Her facility is affiliated with Emory Decatur Hospital. As a result, she was on an email blast that alerted her to show up at the Atlanta facility. She waited in a line of a few hundred people, but the wait was only 20 minutes before a shot was in her arm, she said.
Early this month, she was instructed to show up at a drive-thru location, where she received the booster.
She noted how fortunate she was to work for an employer affiliated with Emory. Had she not been credentialed, she likely would not have received the shots so quickly.
“It was very quick and efficient,’’ Peterson said.
‘Best they can’
Dr. Matthew Norman was among the thousands of Georgia physicians who received a blanket email from the state in December tell them they were eligible for the first phase of the vaccination distribution.
The email advised physicians that they could seek the vaccine from their employers and healthcare institutions where they worked.
Those physicians who were not affiliated with a healthcare institution were urged to turn to their county boards of public health. But local health departments had more demand than supply, leaving doctors and some other health care workers scrambling for shots.

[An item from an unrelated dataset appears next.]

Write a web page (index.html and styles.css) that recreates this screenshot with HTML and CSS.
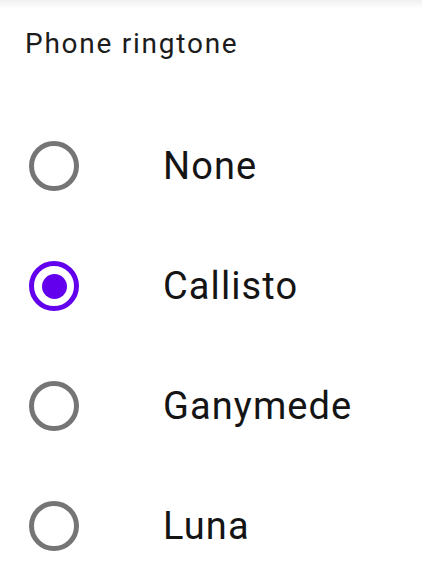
FILE: index.html
```html
<!DOCTYPE html>
<html>
<head>
<meta charset="utf-8">
<link rel="stylesheet" href="styles.css">
</head>
<body>
<div class="shade"></div>
<div class="dialog">
  <div class="title">Phone ringtone</div>
  <div class="options">
    <div class="option"><span class="radio"></span><span class="label">None</span></div>
    <div class="option"><span class="radio checked"></span><span class="label">Callisto</span></div>
    <div class="option"><span class="radio"></span><span class="label">Ganymede</span></div>
    <div class="option"><span class="radio"></span><span class="label">Luna</span></div>
  </div>
</div>
</body>
</html>
```
FILE: styles.css
```css
html, body {
  margin: 0;
  padding: 0;
  background: #ffffff;
  overflow: hidden;
}
body {
  width: 422px;
  height: 570px;
  position: relative;
  font-family: Roboto, "Noto Sans", sans-serif;
  color: #1f1f1f;
}
.shade {
  position: absolute;
  left: 0;
  top: 0;
  width: 100%;
  height: 9px;
  background: linear-gradient(to bottom, #f0f0f0, rgba(255,255,255,0));
}
.dialog {
  display: flex;
  flex-direction: column;
}
.title {
  padding: 28px 0 0 25px;
  font-size: 28px;
  line-height: 32px;
  letter-spacing: 1.75px;
  color: #1c1c1c;
}
.options {
  display: flex;
  flex-direction: column;
  padding-top: 46px;
}
.option {
  height: 120px;
  display: flex;
  align-items: center;
  padding-left: 29px;
  gap: 84px;
}
.radio {
  box-sizing: border-box;
  width: 50px;
  height: 50px;
  border: 5px solid #757575;
  border-radius: 50%;
  display: flex;
  align-items: center;
  justify-content: center;
  flex: none;
}
.radio.checked {
  border-color: #6200ee;
}
.radio.checked::after {
  content: "";
  width: 25px;
  height: 25px;
  border-radius: 50%;
  background: #6200ee;
}
.label {
  font-size: 38px;
  color: #141414;
  letter-spacing: 1.1px;
}
```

Nursing professor Pattie Troyan gets a Moderna COVID-19 vaccination from RN Elham Roshanravan at the DeKalb COVID-19 BrandsMart USA drive through testing site on Jan. 7 in Doraville. (Curtis Compton/Atlanta Journal-Constitution via AP)
Credit: Curtis Compton
Credit: Curtis Compton
When he received the email, Norman, who is psychiatrist in private practice in Atlanta, immediately went to the website for the Fulton County Board of Public Health. After he clicked on a link that allowed him to access paperwork and request the vaccine, he was quickly notified that he would be contacted as soon as an appointment was available.

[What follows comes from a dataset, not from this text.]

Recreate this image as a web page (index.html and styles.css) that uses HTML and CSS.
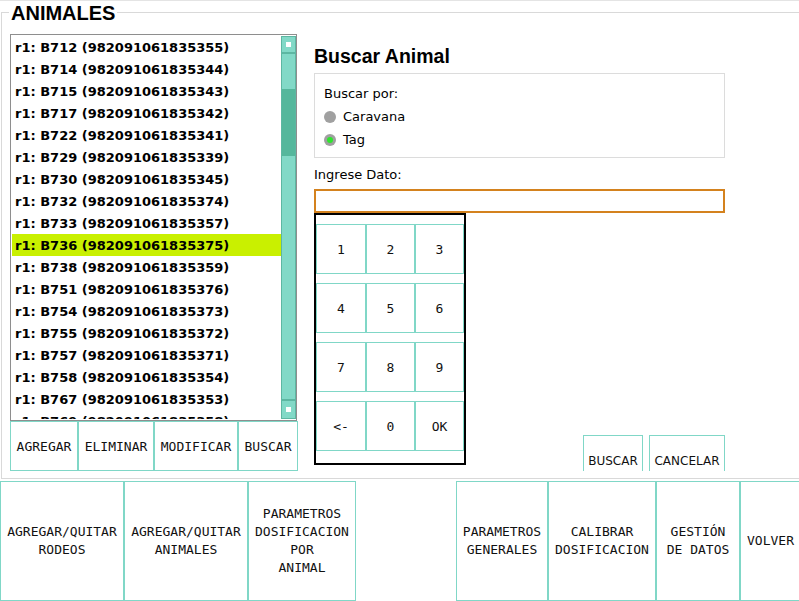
FILE: index.html
```html
<!DOCTYPE html>
<html lang="es">
<head>
<meta charset="utf-8">
<title>Animales</title>
<link rel="stylesheet" href="styles.css">
</head>
<body>
<div class="topline"></div>
<section class="group">
  <h1 class="group-title">ANIMALES</h1>
  <div class="left">
    <div class="listbox">
      <ul class="rows">
        <li>r1: B712 (982091061835355)</li>
        <li>r1: B714 (982091061835344)</li>
        <li>r1: B715 (982091061835343)</li>
        <li>r1: B717 (982091061835342)</li>
        <li>r1: B722 (982091061835341)</li>
        <li>r1: B729 (982091061835339)</li>
        <li>r1: B730 (982091061835345)</li>
        <li>r1: B732 (982091061835374)</li>
        <li>r1: B733 (982091061835357)</li>
        <li class="selected">r1: B736 (982091061835375)</li>
        <li>r1: B738 (982091061835359)</li>
        <li>r1: B751 (982091061835376)</li>
        <li>r1: B754 (982091061835373)</li>
        <li>r1: B755 (982091061835372)</li>
        <li>r1: B757 (982091061835371)</li>
        <li>r1: B758 (982091061835354)</li>
        <li>r1: B767 (982091061835353)</li>
        <li>r1: B769 (982091061835358)</li>
      </ul>
      <div class="scrollbar">
        <div class="sb-btn sb-up"><span class="sb-sq"></span></div>
        <div class="sb-track"><div class="sb-thumb"></div></div>
        <div class="sb-btn sb-down"><span class="sb-sq"></span></div>
      </div>
    </div>
    <div class="list-actions">
      <button class="btn la-1">AGREGAR</button>
      <button class="btn la-2">ELIMINAR</button>
      <button class="btn la-3">MODIFICAR</button>
      <button class="btn la-4">BUSCAR</button>
    </div>
  </div>

  <div class="search">
    <h2 class="search-title">Buscar Animal</h2>
    <div class="options">
      <div class="opt-line">Buscar por:</div>
      <div class="opt-line"><span class="radio"></span>Caravana</div>
      <div class="opt-line"><span class="radio on"></span>Tag</div>
    </div>
    <div class="field-label">Ingrese Dato:</div>
    <div class="input"></div>
    <div class="pad-row">
      <div class="keypad">
        <button class="key">1</button>
        <button class="key">2</button>
        <button class="key">3</button>
        <button class="key">4</button>
        <button class="key">5</button>
        <button class="key">6</button>
        <button class="key">7</button>
        <button class="key">8</button>
        <button class="key">9</button>
        <button class="key">&lt;-</button>
        <button class="key">0</button>
        <button class="key">OK</button>
      </div>
      <div class="actions">
        <button class="act act-buscar">BUSCAR</button>
        <button class="act act-cancelar">CANCELAR</button>
      </div>
    </div>
  </div>
</section>

<nav class="bottom">
  <button class="nb nb-1">AGREGAR/QUITAR
RODEOS</button>
  <button class="nb nb-2">AGREGAR/QUITAR
ANIMALES</button>
  <button class="nb nb-3">PARAMETROS
DOSIFICACION
POR
ANIMAL</button>
  <div class="spacer"></div>
  <button class="nb nb-4">PARAMETROS
GENERALES</button>
  <button class="nb nb-5">CALIBRAR
DOSIFICACION</button>
  <button class="nb nb-6">GESTIÓN
DE DATOS</button>
  <button class="nb nb-7">VOLVER</button>
</nav>
</body>
</html>
```

FILE: styles.css
```css
html, body {
  margin: 0;
  padding: 0;
  background: #ffffff;
  overflow: hidden;
}

body {
  width: 799px;
  height: 601px;
  font-family: "DejaVu Sans", sans-serif;
  color: #000;
}

.topline {
  height: 1px;
  background: #e4e4e4;
}

/* ---------- group box ---------- */
.group {
  position: relative;
  box-sizing: border-box;
  margin: 11px 0 0 1px;
  width: 830px;
  height: 467px;
  border: 1px solid #d9d9d9;
  border-right: none;
  padding: 21px 0 0 8px;
  display: flex;
  align-items: flex-start;
}

.group-title {
  position: absolute;
  top: -11px;
  left: 7px;
  margin: 0;
  padding: 0 2px;
  background: #fff;
  font-family: "Liberation Sans", Arial, sans-serif;
  font-weight: bold;
  font-size: 20px;
  line-height: 22px;
  color: #000;
}

/* ---------- left column ---------- */
.left {
  width: 288px;
  flex: none;
  display: flex;
  flex-direction: column;
}

.listbox {
  box-sizing: border-box;
  width: 287px;
  height: 387px;
  flex: none;
  border: 1px solid #8e8e8e;
  padding: 1px 0 1px 1px;
  display: flex;
  overflow: hidden;
}

.rows {
  list-style: none;
  margin: 0;
  padding: 0;
  flex: 1;
  overflow: hidden;
}

.rows li {
  height: 22px;
  line-height: 23px;
  padding-left: 3px;
  font-weight: bold;
  font-size: 13px;
  white-space: nowrap;
}

.rows li.selected {
  background: #c9f000;
}

.scrollbar {
  width: 15px;
  flex: none;
  box-sizing: border-box;
  border: 1px solid #5db7a2;
  background: #82d9c7;
  display: flex;
  flex-direction: column;
}

.sb-btn {
  height: 15px;
  display: flex;
  align-items: center;
  justify-content: center;
  flex: none;
}

.sb-up {
  border-bottom: 2px solid #5db7a2;
}

.sb-down {
  height: 17px;
  border-top: 2px solid #5db7a2;
}

.sb-sq {
  width: 5px;
  height: 5px;
  background: #fff;
}

.sb-track {
  flex: 1;
  padding-top: 35px;
}

.sb-thumb {
  height: 67px;
  background: #55b79c;
}

.list-actions {
  display: flex;
  height: 50px;
  flex: none;
}

.btn {
  box-sizing: border-box;
  height: 50px;
  margin: 0;
  padding: 0;
  background: #fff;
  border: 1px solid #80d7c7;
  font-family: "DejaVu Sans Mono", monospace;
  font-size: 13px;
  color: #111;
  flex: none;
}

.la-1 { width: 68px; }
.la-2 { width: 76px; }
.la-3 { width: 84px; }
.la-4 { width: 60px; }

/* ---------- search panel ---------- */
.search {
  width: 411px;
  height: 437px;
  flex: none;
  margin-left: 16px;
  overflow: hidden;
  display: flex;
  flex-direction: column;
}

.search > * {
  flex: none;
}

.search-title {
  margin: 12px 0 0 0;
  font-family: "Liberation Sans", Arial, sans-serif;
  font-size: 19.5px;
  line-height: 21px;
  font-weight: bold;
}

.options {
  box-sizing: border-box;
  margin-top: 6px;
  height: 85px;
  border: 1px solid #dcdcdc;
  padding: 8px 0 0 9px;
}

.opt-line {
  height: 23px;
  line-height: 23px;
  font-size: 13px;
  display: flex;
  align-items: center;
}

.radio {
  box-sizing: border-box;
  width: 12px;
  height: 12px;
  border-radius: 50%;
  background: #a0a0a0;
  margin-right: 7px;
  display: flex;
  align-items: center;
  justify-content: center;
}

.radio.on::after {
  content: "";
  width: 6px;
  height: 6px;
  border-radius: 50%;
  background: #2ee62e;
}

.field-label {
  margin-top: 8px;
  font-size: 13px;
  line-height: 18px;
}

.input {
  box-sizing: border-box;
  margin-top: 5px;
  height: 24px;
  border: 2px solid #d4821e;
}

.pad-row {
  display: flex;
  justify-content: space-between;
  align-items: flex-start;
}

.keypad {
  box-sizing: border-box;
  width: 152px;
  height: 252px;
  flex: none;
  border: 2px solid #000;
  padding-top: 9px;
  display: grid;
  grid-template-columns: 50px 49px 49px;
  grid-auto-rows: 50px;
  row-gap: 9px;
  align-content: start;
}

.key {
  box-sizing: border-box;
  margin: 0;
  padding: 0;
  background: #fff;
  border: 1px solid #80d7c7;
  font-family: "DejaVu Sans Mono", monospace;
  font-size: 13px;
  color: #111;
}

.actions {
  display: flex;
  gap: 6px;
  padding-top: 222px;
}

.act {
  box-sizing: border-box;
  height: 50px;
  margin: 0;
  padding: 2px 0 0 0;
  background: #fff;
  border: 1px solid #80d7c7;
  font-family: "DejaVu Sans", sans-serif;
  font-size: 12px;
  color: #111;
  flex: none;
}

.act-buscar { width: 60px; }
.act-cancelar { width: 76px; }

/* ---------- bottom nav ---------- */
.bottom {
  display: flex;
  margin-top: 2px;
  height: 120px;
  width: 801px;
}

.nb {
  box-sizing: border-box;
  height: 120px;
  margin: 0;
  padding: 0;
  background: #fff;
  border: 1px solid #80d7c7;
  font-family: "DejaVu Sans Mono", monospace;
  font-size: 13px;
  line-height: 18px;
  color: #111;
  white-space: pre;
  text-align: center;
  flex: none;
}

.spacer { width: 100px; flex: none; }
.nb-1 { width: 124px; }
.nb-2 { width: 124px; }
.nb-3 { width: 108px; }
.nb-4 { width: 92px; }
.nb-5 { width: 108px; }
.nb-6 { width: 84px; }
.nb-7 { width: 61px; }
```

Roughly a week later, he received an email that doses were available. He clicked on a link and was able to schedule an appointment.
But he said that colleagues who clicked on the board’s link a few hours later than he did were not able to schedule appointments. Norman tried to sign up another physician in his office who does direct patient care and was unable to get her a slot.

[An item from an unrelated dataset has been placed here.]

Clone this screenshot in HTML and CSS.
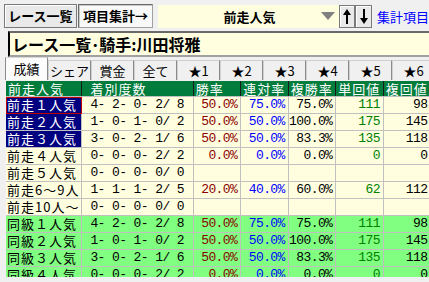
FILE: index.html
```html
<!DOCTYPE html>
<html lang="ja">
  <head>
    <meta charset="UTF-8" />
    <meta name="viewport" content="width=device-width, initial-scale=1.0" />
    <title>項目集計</title>
    <link rel="stylesheet" href="styles.css">
  </head>
  <body>
    <div class="toolbar">
      <button class="btn">レース一覧</button>
      <button class="btn pressed">項目集計→</button>
      <div class="combo">
        <span class="combo-text">前走人気</span>
        <svg class="caret" width="14" height="10" viewBox="0 0 14 10"><polygon points="0,1 14,1 7,9" fill="#808080" /></svg>
      </div>
      <button class="arrow">
        <svg width="10" height="17" viewBox="0 0 10 17"><polygon points="5,1 9,7 6,7 6,16 4,16 4,7 1,7" fill="#000" /></svg>
      </button>
      <button class="arrow">
        <svg width="10" height="17" viewBox="0 0 10 17"><polygon points="5,16 9,10 6,10 6,1 4,1 4,10 1,10" fill="#000" /></svg>
      </button>
      <span class="link">集計項目</span>
    </div>

    <div class="title">レース一覧･騎手:川田将雅</div>

    <div class="tabs">
      <span class="tab active">成績</span>
      <span class="tab">シェア</span>
      <span class="tab">賞金</span>
      <span class="tab">全て</span>
      <span class="tab">★1</span>
      <span class="tab">★2</span>
      <span class="tab">★3</span>
      <span class="tab">★4</span>
      <span class="tab">★5</span>
      <span class="tab">★6</span>
      <span class="tab"></span>
    </div>

    <div class="grid">
      <table>
        <colgroup>
          <col class="c-label" />
          <col class="c-count" />
          <col class="c-num" />
          <col class="c-num" />
          <col class="c-num" />
          <col class="c-num" />
          <col class="c-num" />
          <col class="c-num" />
        </colgroup>
        <tr>
          <th>前走人気</th>
          <th class="pad">着別度数</th>
          <th>勝率</th>
          <th>連対率</th>
          <th>複勝率</th>
          <th>単回値</th>
          <th>複回値</th>
          <th></th>
        </tr>
        <tr>
          <td class="label sel focus">前走１人気</td>
          <td class="count">4- 2- 0- 2/ 8</td>
          <td class="num win">50.0%</td>
          <td class="num ren">75.0%</td>
          <td class="num">75.0%</td>
          <td class="num tan">111</td>
          <td class="num">98</td>
          <td></td>
        </tr>
        <tr>
          <td class="label sel">前走２人気</td>
          <td class="count">1- 0- 1- 0/ 2</td>
          <td class="num win">50.0%</td>
          <td class="num ren">50.0%</td>
          <td class="num">100.0%</td>
          <td class="num tan">175</td>
          <td class="num">145</td>
          <td></td>
        </tr>
        <tr>
          <td class="label sel">前走３人気</td>
          <td class="count">3- 0- 2- 1/ 6</td>
          <td class="num win">50.0%</td>
          <td class="num ren">50.0%</td>
          <td class="num">83.3%</td>
          <td class="num tan">135</td>
          <td class="num">118</td>
          <td></td>
        </tr>
        <tr>
          <td class="label">前走４人気</td>
          <td class="count">0- 0- 0- 2/ 2</td>
          <td class="num win">0.0%</td>
          <td class="num ren">0.0%</td>
          <td class="num">0.0%</td>
          <td class="num tan">0</td>
          <td class="num">0</td>
          <td></td>
        </tr>
        <tr>
          <td class="label">前走５人気</td>
          <td class="count">0- 0- 0- 0/ 0</td>
          <td></td><td></td><td></td><td></td><td></td><td></td>
        </tr>
        <tr>
          <td class="label">前走6～9人</td>
          <td class="count">1- 1- 1- 2/ 5</td>
          <td class="num win">20.0%</td>
          <td class="num ren">40.0%</td>
          <td class="num">60.0%</td>
          <td class="num tan">62</td>
          <td class="num">112</td>
          <td></td>
        </tr>
        <tr>
          <td class="label">前走10人～</td>
          <td class="count">0- 0- 0- 0/ 0</td>
          <td></td><td></td><td></td><td></td><td></td><td></td>
        </tr>
        <tr class="same">
          <td class="label">同級１人気</td>
          <td class="count">4- 2- 0- 2/ 8</td>
          <td class="num win">50.0%</td>
          <td class="num ren">75.0%</td>
          <td class="num">75.0%</td>
          <td class="num tan">111</td>
          <td class="num">98</td>
          <td></td>
        </tr>
        <tr class="same">
          <td class="label">同級２人気</td>
          <td class="count">1- 0- 1- 0/ 2</td>
          <td class="num win">50.0%</td>
          <td class="num ren">50.0%</td>
          <td class="num">100.0%</td>
          <td class="num tan">175</td>
          <td class="num">145</td>
          <td></td>
        </tr>
        <tr class="same">
          <td class="label">同級３人気</td>
          <td class="count">3- 0- 2- 1/ 6</td>
          <td class="num win">50.0%</td>
          <td class="num ren">50.0%</td>
          <td class="num">83.3%</td>
          <td class="num tan">135</td>
          <td class="num">118</td>
          <td></td>
        </tr>
        <tr class="same">
          <td class="label">同級４人気</td>
          <td class="count">0- 0- 0- 2/ 2</td>
          <td class="num win">0.0%</td>
          <td class="num ren">0.0%</td>
          <td class="num">0.0%</td>
          <td class="num tan">0</td>
          <td class="num">0</td>
          <td></td>
        </tr>
      </table>
    </div>
  </body>
</html>
```

FILE: styles.css
```css
body,
html {
  margin: 0;
  width: 429px;
  height: 282px;
  overflow: hidden;
  background-color: #f0f0f0;
  font-family: "Noto Sans CJK JP", sans-serif;
}

.toolbar {
  display: flex;
  align-items: center;
  height: 24px;
  padding: 4px 0 3px 4px;
  white-space: nowrap;
}

.btn {
  height: 24px;
  width: 75px;
  padding: 0;
  margin-right: 1px;
  border: 1px solid #7a7a7a;
  box-shadow: inset 1px 1px #ffffff;
  background-color: #e9e9e9;
  font-family: "Noto Sans CJK JP", sans-serif;
  font-size: 13px;
  font-weight: bold;
  line-height: 20px;
  color: #000;
}

.btn.pressed {
  width: 78px;
  background-color: #f9f9f9;
  border-color: #6a6a6a #a0a0a0 #a0a0a0 #6a6a6a;
  box-shadow: inset 1px 1px #c8c8c8;
}

.combo {
  display: flex;
  align-items: center;
  width: 186px;
  height: 23px;
  margin-left: 4px;
  padding-left: 20px;
  box-sizing: border-box;
  background-color: #ffffe0;
}

.combo-text {
  flex: 1;
  text-align: center;
  font-size: 13px;
  font-weight: bold;
}

.caret {
  margin-right: 4px;
}

.arrow {
  display: flex;
  align-items: center;
  justify-content: center;
  width: 17px;
  height: 23px;
  padding: 0;
  border: 1px solid #7a7a7a;
  box-shadow: inset 1px 1px #ffffff;
  background-color: #e9e9e9;
}

.arrow:first-of-type {
  margin-left: 5px;
}

.link {
  margin-left: 5px;
  font-size: 13px;
  color: #0000ff;
}

.title {
  height: 22px;
  margin-left: 8px;
  padding-left: 2px;
  border-top: 2px solid #696969;
  border-left: 2px solid #000000;
  border-bottom: 2px solid #a0a0a0;
  background-color: #ffffe0;
  font-size: 16px;
  font-weight: bold;
  line-height: 22px;
  white-space: nowrap;
  overflow: hidden;
}

.tabs {
  display: flex;
  align-items: flex-end;
  height: 23px;
  padding-left: 5px;
  white-space: nowrap;
  overflow: hidden;
}

.tab {
  flex: none;
  width: 41px;
  height: 19px;
  border: 1px solid #d0d0d0;
  border-right-color: #8a8a8a;
  border-bottom: none;
  background-color: #f0f0f0;
  font-size: 13px;
  line-height: 19px;
  text-align: center;
}

.tab.active {
  height: 22px;
  background-color: #fcfcfc;
  border-color: #d8d8d8 #8a8a8a;
  line-height: 22px;
}

.grid {
  height: 196px;
  margin: 1px 0 0 6px;
  overflow: hidden;
}

.grid table {
  width: 473px;
  table-layout: fixed;
  border-collapse: collapse;
  background-color: #ffffe0;
  font-size: 13px;
}

.c-label {
  width: 75px;
}

.c-count {
  width: 110px;
}

.c-num {
  width: 47px;
}

.grid th {
  height: 15px;
  padding: 0 0 0 2px;
  background-color: #007d3c;
  color: #ffffff;
  font-weight: normal;
  text-align: left;
  letter-spacing: 1px;
  line-height: 15px;
  border-right: 1px solid #1a1a1a;
  border-bottom: 1px solid #c0c0c0;
  overflow: hidden;
  white-space: nowrap;
}

.grid th.pad {
  padding-left: 8px;
}

.grid td {
  height: 16px;
  padding: 0 3px 0 0;
  border-right: 1px solid #c0c0c0;
  border-bottom: 1px solid #c0c0c0;
  line-height: 16px;
  white-space: pre;
  overflow: hidden;
}

.grid .label {
  padding-left: 1px;
  letter-spacing: 1px;
}

.grid .sel {
  background-color: #000080;
  color: #ffffff;
}

.grid .focus {
  outline: 1px solid #c00000;
  outline-offset: -1px;
}

.grid .count {
  padding-left: 8px;
  font-family: "Liberation Mono", "Noto Sans CJK JP", monospace;
  font-size: 13px;
  letter-spacing: -0.6px;
}

.grid .num {
  text-align: right;
  font-family: "Liberation Mono", "Noto Sans CJK JP", monospace;
  font-size: 13px;
  letter-spacing: -0.6px;
}

.grid .win {
  color: #8b0000;
}

.grid .ren {
  color: #0000ff;
}

.grid .tan {
  color: #008000;
}

.grid .same td {
  background-color: #80ff80;
}
```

“The times available, all of a sudden, just disappeared,’’ Norman said. “I think they’re doing the best they can, but they are just overwhelmed by all this.”
Norman said he was surprised to hear from Fulton health officials that the county had not been provided funding to hire staff and run the inoculation clinics.
“I really feel bad that they’ve been handed the ball and told to go distribute the vaccine and get as many people inoculated as possible, but it doesn’t sound like they’ve been told how to do it.”
The county also wasn’t given a template or guidance on how to set up the website for appointments, he said. The website crashed Jan. 11, as appointments opened up for anyone age 65 or older, adding 1.5 million Georgians to the list of those eligible for vaccine.
“I felt the folks at the Fulton County Board of Health are doing the best they can and really trying to get this done correctly but I don’t know if they’re being handed a good playbook other than here’s whom you can inoculate.”
Some in the healthcare workforce have used their ingenuity.
Misty Mattingly, a dental hygienist in Marietta, said she first tried to sign up in Gwinnett County. But with the health department’s appointments booked, she looked on the CDC website and found a pharmacy not far from her home offering the vaccine.
She received her first shot Jan. 4. She is due for a booster Feb. 1.
This email from the Georgia Department of Public Health dated Dec. 10 was the first notice to all state physicians from DPH on the vaccine distribution.
As of Tuesday, Georgia has been sent 927,350 doses of COVID-19 vaccine and had administered 423,011 doses, according to the Department of Public Health website. The state has been allocated but has not yet received 121,025 doses.